**STATED EXERCISE:**
In the records below, pick out all lines containing the word "this".

## START STORED RECORDS

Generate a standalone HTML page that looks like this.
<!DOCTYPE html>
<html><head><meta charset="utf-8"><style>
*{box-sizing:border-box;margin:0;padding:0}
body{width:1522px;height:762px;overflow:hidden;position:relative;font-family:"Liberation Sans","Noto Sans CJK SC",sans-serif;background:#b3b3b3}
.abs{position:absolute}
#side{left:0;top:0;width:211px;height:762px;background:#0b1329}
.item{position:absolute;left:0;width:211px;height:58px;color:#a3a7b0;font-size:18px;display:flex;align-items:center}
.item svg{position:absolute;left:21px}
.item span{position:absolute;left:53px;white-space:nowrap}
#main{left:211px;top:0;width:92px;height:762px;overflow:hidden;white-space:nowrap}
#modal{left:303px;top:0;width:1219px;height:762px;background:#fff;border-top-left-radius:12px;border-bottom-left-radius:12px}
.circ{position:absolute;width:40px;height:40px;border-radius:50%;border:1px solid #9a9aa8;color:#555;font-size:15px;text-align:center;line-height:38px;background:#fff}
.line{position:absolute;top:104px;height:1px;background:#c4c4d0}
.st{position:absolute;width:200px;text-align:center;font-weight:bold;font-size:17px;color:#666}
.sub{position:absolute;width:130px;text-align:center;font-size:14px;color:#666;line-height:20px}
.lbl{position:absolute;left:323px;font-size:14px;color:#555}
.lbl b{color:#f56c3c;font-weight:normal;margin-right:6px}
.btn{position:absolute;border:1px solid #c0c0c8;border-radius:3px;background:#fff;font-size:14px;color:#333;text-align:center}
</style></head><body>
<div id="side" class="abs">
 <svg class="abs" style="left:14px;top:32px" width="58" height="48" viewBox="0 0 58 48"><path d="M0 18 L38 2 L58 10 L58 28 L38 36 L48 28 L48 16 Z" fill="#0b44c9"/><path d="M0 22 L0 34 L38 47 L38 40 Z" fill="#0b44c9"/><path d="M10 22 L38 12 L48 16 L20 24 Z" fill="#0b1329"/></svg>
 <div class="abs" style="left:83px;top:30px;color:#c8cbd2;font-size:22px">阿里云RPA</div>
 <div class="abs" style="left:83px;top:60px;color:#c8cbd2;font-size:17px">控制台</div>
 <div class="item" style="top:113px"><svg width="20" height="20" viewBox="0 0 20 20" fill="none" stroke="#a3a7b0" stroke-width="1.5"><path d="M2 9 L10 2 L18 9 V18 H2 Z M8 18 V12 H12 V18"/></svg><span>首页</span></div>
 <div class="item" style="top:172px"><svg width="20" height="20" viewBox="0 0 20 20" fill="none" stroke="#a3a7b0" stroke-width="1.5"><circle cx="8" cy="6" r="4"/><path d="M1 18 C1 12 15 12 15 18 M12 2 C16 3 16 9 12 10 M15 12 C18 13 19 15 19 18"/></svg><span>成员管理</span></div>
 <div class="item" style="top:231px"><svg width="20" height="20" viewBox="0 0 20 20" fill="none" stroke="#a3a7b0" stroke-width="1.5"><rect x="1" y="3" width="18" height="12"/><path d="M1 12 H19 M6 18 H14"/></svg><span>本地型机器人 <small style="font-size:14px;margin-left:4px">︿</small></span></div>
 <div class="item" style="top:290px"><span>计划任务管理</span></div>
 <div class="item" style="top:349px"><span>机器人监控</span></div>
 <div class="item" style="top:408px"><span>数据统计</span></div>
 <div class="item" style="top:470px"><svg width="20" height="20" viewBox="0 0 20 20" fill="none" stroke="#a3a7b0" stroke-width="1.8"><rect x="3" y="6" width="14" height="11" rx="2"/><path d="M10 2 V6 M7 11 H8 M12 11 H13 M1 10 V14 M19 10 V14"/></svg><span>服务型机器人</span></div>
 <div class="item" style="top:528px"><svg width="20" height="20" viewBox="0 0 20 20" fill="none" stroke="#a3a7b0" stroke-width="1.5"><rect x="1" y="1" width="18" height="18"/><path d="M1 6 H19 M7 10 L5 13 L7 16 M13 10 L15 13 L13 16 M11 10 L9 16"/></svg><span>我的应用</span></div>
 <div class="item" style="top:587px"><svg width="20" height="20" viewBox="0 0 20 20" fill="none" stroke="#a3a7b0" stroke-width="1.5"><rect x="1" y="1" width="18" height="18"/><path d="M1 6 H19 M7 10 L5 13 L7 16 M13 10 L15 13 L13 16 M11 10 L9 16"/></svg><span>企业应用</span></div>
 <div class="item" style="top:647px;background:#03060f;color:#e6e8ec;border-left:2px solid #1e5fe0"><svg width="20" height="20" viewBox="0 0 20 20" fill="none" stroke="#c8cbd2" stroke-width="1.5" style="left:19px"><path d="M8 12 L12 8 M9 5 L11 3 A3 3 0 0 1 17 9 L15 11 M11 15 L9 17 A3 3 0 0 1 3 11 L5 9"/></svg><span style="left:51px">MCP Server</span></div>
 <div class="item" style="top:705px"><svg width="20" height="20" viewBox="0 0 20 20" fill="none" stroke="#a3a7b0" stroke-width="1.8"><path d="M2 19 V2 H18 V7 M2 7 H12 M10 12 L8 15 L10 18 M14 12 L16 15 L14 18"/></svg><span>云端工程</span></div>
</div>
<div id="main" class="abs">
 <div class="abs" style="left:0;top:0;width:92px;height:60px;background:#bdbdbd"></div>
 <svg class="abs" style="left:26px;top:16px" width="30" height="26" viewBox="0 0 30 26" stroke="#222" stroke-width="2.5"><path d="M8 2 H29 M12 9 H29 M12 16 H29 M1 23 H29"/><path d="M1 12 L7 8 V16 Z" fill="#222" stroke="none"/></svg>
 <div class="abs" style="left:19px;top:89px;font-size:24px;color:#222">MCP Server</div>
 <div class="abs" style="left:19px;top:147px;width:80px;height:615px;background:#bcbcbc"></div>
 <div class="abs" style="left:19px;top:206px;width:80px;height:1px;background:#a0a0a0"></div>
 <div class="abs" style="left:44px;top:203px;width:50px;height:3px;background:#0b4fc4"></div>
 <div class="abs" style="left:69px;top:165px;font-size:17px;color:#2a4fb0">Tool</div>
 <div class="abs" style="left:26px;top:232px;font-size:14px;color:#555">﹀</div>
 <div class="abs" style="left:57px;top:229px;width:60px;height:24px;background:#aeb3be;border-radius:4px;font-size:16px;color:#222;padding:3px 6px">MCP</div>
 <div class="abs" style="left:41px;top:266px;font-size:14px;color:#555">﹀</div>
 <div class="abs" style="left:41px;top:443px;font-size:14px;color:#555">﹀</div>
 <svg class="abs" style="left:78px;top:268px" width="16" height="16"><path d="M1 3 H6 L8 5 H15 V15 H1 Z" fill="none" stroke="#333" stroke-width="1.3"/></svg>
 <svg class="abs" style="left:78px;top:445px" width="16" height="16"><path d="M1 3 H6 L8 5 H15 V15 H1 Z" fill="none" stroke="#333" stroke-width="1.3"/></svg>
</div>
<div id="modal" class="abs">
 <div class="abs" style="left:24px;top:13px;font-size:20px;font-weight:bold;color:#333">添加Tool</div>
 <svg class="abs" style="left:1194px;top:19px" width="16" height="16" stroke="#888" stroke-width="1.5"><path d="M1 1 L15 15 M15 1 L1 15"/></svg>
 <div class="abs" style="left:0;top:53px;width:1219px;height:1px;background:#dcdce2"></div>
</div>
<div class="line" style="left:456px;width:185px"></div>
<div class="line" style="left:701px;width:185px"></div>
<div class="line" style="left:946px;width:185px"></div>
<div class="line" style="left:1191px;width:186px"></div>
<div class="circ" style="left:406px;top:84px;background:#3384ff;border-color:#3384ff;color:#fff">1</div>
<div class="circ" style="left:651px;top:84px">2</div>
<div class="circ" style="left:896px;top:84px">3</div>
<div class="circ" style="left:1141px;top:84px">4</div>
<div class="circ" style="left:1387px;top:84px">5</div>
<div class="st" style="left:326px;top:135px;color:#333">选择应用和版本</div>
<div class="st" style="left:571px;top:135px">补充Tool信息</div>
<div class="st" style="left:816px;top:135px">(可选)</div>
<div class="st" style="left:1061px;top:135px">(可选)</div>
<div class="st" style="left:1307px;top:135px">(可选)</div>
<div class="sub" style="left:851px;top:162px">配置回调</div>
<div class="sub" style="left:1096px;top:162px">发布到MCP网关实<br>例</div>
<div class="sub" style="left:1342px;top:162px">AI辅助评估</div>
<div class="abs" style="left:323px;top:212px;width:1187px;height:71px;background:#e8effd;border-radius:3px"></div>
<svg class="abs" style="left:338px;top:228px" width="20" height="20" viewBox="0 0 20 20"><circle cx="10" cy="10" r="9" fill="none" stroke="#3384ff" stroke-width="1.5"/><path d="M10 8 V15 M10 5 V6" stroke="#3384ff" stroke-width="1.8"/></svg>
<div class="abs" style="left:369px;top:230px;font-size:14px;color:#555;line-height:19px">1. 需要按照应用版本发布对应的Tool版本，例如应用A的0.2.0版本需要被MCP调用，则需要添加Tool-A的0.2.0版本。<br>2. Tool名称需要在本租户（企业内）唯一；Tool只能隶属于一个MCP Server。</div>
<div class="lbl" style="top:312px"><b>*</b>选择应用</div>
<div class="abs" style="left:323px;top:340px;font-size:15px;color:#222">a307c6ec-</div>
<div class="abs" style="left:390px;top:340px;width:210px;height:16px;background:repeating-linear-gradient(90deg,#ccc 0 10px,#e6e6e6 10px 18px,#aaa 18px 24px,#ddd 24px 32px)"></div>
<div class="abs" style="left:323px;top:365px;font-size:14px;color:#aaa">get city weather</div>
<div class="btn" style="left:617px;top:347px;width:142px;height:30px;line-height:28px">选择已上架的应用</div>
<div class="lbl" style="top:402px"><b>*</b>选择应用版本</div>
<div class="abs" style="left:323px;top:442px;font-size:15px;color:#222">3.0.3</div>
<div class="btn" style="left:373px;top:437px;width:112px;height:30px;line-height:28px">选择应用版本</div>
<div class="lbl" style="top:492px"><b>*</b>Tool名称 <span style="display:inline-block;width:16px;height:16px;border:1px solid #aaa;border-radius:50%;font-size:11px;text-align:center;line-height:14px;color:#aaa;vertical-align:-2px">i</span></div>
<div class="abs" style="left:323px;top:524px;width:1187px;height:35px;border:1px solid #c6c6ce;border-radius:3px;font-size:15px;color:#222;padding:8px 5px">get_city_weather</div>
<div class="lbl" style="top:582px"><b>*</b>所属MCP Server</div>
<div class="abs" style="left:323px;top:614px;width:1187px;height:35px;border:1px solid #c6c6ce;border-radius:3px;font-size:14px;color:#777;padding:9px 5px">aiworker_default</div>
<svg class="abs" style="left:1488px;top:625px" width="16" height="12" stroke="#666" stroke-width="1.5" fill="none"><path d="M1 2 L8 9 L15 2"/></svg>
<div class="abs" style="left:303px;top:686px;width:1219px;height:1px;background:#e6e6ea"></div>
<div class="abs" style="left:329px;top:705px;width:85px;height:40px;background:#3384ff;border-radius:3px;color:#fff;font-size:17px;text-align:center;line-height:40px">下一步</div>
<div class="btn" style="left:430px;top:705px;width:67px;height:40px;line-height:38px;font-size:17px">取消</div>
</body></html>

## END STORED RECORDS
## START STORED RECORDS

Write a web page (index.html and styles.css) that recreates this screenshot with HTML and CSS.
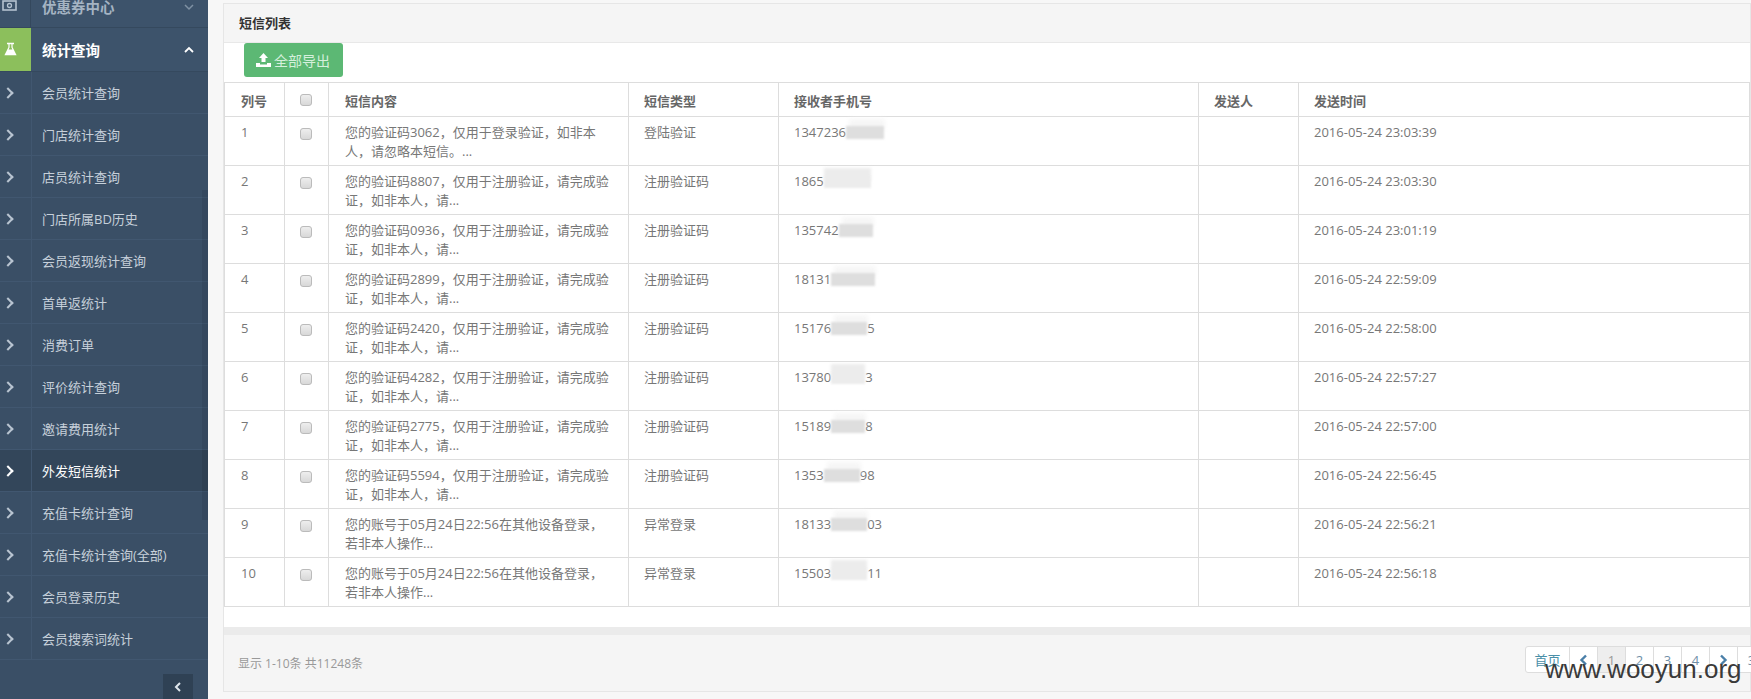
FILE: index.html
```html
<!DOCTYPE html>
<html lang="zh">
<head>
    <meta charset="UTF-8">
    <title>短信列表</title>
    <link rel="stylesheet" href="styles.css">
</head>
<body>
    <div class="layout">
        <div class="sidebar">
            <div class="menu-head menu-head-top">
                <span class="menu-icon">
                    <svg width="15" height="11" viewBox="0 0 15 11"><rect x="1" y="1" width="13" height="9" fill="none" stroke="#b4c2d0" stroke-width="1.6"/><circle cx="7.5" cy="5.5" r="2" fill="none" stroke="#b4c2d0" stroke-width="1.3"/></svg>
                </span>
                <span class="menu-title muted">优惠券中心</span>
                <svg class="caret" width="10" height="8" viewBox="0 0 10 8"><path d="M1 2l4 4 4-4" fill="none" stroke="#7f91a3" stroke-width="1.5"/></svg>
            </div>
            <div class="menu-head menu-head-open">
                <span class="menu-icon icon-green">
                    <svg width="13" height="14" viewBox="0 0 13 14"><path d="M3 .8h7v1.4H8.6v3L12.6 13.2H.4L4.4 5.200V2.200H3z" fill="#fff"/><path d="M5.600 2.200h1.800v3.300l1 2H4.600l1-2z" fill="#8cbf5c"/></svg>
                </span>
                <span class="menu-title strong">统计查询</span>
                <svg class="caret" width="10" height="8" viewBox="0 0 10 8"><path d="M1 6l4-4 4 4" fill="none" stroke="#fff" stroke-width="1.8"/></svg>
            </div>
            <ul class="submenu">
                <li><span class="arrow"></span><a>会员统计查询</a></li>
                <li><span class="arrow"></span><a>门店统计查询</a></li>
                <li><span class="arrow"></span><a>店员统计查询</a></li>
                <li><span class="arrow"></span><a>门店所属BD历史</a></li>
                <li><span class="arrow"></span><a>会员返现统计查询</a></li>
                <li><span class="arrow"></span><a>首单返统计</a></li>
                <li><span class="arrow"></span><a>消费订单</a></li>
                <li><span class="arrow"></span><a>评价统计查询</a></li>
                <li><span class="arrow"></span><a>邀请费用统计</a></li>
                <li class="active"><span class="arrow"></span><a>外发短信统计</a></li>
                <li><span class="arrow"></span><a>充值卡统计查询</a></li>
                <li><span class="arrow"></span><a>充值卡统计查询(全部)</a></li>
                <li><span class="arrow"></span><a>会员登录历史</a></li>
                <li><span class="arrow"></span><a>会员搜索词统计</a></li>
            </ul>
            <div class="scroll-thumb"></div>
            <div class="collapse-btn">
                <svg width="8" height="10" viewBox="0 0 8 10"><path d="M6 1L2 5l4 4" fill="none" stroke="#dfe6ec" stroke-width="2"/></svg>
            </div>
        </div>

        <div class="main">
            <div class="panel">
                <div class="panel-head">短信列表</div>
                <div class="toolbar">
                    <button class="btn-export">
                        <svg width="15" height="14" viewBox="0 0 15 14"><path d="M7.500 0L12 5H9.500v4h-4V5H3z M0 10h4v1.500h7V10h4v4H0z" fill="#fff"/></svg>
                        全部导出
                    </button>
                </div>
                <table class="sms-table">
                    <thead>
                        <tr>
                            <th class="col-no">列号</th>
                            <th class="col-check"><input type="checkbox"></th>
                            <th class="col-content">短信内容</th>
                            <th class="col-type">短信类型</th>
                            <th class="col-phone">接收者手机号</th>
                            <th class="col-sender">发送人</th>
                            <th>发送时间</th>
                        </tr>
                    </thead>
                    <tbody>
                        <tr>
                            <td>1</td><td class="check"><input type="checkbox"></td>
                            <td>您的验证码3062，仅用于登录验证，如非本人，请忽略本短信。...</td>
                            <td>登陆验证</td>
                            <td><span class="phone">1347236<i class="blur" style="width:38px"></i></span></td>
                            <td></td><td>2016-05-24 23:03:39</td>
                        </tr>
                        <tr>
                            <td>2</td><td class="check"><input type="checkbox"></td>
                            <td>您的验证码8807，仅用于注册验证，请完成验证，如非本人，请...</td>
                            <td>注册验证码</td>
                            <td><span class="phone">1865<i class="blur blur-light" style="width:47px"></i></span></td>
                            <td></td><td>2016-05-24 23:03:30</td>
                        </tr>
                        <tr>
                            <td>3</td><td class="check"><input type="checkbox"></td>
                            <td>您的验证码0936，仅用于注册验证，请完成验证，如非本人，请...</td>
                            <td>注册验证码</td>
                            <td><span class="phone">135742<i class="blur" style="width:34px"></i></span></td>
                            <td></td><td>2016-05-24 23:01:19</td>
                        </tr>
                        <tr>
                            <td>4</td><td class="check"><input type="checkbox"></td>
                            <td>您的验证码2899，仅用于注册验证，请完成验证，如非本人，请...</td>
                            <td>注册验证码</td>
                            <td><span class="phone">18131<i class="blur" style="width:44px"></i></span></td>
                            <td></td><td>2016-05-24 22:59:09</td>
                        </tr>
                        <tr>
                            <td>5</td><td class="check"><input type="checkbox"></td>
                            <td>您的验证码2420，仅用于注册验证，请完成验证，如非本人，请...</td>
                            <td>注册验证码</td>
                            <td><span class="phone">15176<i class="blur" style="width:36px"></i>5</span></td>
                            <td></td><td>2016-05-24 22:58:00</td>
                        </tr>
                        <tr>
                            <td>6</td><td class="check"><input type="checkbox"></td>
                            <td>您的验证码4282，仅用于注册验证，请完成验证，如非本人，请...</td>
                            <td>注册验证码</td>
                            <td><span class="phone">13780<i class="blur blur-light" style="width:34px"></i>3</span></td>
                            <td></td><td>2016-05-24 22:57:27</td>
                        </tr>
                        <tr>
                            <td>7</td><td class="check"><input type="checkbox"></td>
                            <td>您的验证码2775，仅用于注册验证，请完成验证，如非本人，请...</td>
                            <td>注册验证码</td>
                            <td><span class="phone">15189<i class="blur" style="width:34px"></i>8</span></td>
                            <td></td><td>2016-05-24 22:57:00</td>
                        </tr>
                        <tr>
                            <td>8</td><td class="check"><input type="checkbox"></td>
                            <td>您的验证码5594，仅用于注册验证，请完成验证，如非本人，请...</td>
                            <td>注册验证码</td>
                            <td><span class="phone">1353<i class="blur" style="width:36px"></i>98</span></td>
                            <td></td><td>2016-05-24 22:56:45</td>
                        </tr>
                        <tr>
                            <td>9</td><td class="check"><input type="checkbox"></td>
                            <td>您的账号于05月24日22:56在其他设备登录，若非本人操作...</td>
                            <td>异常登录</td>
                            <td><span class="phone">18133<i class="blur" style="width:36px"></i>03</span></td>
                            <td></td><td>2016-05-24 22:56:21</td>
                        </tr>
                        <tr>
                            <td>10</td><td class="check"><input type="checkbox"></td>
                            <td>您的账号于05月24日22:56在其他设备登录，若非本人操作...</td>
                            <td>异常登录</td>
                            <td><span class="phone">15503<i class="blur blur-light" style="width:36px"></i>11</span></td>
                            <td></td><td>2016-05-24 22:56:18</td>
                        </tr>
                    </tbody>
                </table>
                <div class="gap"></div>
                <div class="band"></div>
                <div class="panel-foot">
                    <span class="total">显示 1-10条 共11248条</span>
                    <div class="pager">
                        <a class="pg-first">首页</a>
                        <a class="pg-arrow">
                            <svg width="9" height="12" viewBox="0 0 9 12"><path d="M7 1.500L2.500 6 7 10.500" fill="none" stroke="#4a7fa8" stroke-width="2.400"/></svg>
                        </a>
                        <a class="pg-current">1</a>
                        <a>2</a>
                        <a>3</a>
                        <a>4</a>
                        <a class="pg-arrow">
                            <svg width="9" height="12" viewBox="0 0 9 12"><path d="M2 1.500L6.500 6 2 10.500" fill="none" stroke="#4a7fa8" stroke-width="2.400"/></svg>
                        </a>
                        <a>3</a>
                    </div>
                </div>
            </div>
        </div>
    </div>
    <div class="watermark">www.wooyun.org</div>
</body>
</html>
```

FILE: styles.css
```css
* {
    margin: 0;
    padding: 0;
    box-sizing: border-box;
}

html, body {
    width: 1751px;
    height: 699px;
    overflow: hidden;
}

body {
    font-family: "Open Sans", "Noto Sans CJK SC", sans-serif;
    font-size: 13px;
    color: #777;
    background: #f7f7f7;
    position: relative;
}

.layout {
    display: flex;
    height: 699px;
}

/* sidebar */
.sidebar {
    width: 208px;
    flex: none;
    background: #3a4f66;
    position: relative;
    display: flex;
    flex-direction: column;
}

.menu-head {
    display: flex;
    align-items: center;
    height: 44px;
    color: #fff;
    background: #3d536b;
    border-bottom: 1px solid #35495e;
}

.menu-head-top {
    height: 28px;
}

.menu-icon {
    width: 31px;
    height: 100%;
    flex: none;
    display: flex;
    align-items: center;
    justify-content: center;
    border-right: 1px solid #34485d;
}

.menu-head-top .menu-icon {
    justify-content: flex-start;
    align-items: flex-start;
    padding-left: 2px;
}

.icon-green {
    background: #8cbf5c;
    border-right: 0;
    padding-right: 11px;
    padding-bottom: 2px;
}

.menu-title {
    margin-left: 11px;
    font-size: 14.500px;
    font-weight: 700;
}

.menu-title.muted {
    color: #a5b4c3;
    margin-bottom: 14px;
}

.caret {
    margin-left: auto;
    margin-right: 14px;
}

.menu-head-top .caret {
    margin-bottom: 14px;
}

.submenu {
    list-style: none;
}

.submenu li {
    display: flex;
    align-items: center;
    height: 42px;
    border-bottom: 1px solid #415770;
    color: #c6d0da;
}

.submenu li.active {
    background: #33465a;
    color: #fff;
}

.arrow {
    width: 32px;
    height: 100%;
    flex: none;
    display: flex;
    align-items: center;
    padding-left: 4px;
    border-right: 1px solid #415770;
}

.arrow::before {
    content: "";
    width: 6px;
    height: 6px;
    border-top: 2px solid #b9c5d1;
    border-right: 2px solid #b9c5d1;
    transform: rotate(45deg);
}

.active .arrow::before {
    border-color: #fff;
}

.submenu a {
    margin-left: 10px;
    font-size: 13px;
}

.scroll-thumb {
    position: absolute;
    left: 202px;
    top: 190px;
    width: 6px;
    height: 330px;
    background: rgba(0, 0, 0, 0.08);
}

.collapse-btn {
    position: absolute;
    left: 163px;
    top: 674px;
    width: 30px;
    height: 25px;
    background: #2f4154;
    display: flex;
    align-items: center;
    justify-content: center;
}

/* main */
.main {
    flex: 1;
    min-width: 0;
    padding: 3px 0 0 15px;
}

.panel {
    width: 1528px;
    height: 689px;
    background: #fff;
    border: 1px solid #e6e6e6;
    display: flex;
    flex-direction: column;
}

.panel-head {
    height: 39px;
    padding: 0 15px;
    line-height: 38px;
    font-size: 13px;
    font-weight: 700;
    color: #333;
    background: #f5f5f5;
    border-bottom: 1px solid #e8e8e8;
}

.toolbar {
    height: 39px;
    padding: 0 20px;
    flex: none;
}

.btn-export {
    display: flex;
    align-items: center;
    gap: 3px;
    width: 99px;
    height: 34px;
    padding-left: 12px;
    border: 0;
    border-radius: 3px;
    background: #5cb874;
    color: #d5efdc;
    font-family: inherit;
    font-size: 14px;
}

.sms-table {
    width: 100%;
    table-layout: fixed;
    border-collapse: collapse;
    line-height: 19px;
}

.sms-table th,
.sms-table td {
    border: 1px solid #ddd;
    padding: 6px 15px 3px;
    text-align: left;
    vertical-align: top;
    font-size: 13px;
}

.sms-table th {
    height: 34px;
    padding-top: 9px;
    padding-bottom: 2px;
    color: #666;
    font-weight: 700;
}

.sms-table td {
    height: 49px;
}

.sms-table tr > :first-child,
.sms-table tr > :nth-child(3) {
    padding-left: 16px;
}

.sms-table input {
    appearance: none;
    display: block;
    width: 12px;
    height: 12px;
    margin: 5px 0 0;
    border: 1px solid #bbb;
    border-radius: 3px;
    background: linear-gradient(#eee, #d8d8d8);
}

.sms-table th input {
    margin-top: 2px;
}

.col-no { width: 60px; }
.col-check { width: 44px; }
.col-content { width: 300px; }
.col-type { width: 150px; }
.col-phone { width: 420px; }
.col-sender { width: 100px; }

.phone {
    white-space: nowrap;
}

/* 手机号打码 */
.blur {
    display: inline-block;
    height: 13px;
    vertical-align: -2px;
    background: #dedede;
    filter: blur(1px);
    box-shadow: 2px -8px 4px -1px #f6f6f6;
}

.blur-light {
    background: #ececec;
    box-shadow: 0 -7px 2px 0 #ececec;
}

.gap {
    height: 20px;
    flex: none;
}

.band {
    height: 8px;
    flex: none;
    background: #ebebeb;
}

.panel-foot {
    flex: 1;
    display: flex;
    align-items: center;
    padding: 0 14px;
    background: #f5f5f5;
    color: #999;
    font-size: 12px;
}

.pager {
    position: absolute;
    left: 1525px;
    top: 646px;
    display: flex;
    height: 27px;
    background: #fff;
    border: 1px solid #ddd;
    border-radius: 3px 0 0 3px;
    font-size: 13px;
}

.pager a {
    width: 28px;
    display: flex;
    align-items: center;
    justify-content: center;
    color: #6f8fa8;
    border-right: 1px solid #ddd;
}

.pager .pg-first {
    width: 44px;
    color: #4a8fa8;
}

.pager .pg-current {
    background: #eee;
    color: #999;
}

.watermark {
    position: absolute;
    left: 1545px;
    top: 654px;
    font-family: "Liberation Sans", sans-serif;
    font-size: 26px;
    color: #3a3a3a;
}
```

## END STORED RECORDS

**SOLUTION:**
Generate a standalone HTML page that looks like this.
Write a web page (index.html and styles.css) that recreates this screenshot with HTML and CSS.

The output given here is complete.